Certamente que a experiência nos dá realismo e pragmatismo, inclusivamente algum pessimismo quanto à humanidade e ao nosso futuro. Todavia, descartar por princípio as opiniões dos mais imberbes parece-me injusta e apressada. Se fizermos um exercício de memória, veremos que, por mais contrário que se tenha tornado o nosso pensamento global em relação ao do passado, teremos, com certeza, algum pendor político, estético ou religioso, que se manteve estável ao longo dos anos. Tal não é sinal de fraqueza nem de conservadorismo atarracado, ou tão pouco de coerência no carácter. Nas circunstâncias em que a vida se nos apresenta, umas negativas outras positivas, são muitas as variáveis que nos fazem mudar de trincheira ou abandonar de todo o combate, desde infelizes acontecimentos traumáticos a amigos infalíveis, desde eventos que fazemos acontecer a eventos que nos acontecem. Assim, seja permitido a esses jovens pronunciarem-se sobre as coisas do mundo e do pensamento, os seus gostos e receios, a sua ideologia e os seus passatempos.
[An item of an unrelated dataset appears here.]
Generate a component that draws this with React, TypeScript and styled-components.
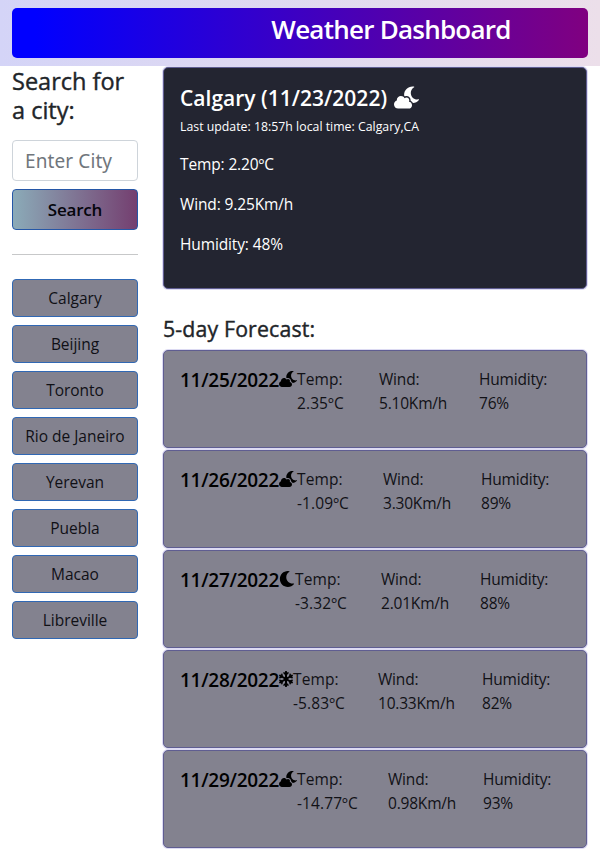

De uma das turmas que lecionei este ano letivo que passou fazia parte um aluno – vamos chamar-lhe Dimitri – filho de pais russos. Ele mesmo nascera na Rússia, embora tenha vindo para o nosso país pela mão da mãe quando ainda era criança. Entendia o português na perfeição e, salvo alguma palavra mais difícil de pronunciar, não apresentava qualquer dificuldade de comunicação quer com colegas quer com o corpo docente. De resto, transitou de ano sem qualquer problema. Na sua terra natal vivia o resto da família, com quem tinha pouco contacto presencial, mas graças à tecnologia conseguia manter viva a chama afetiva, acrescentando ainda a atualização das novidades nacionais. Durantes estes anos portugueses conseguiu visitá-los duas ou três vezes. Na última semana escolar, nas últimas aulas do ano letivo, quando os conteúdos já foram apresentados e os conhecimentos avaliados, existe sempre espaço para atividades mais lúdicas, ou desportivas ou recreativas em sala de aula. Foi numa dessas aulas descontraídas que surgiu uma conversa interessante sobre a guerra na Ucrânia e sobre Putin. Espelhando o sentimento nacional generalizado, os alunos tomavam posição pelo país invadido, esgrimindo, dentro dos seus conhecimentos e possibilidades, argumentos que me pareceram até bastante razoáveis. Sabendo da origem do Dimitri – todos sabíamos – ia olhando para ele e estudando as suas reações, não fosse ele sentir-se melindrado ou ofendido.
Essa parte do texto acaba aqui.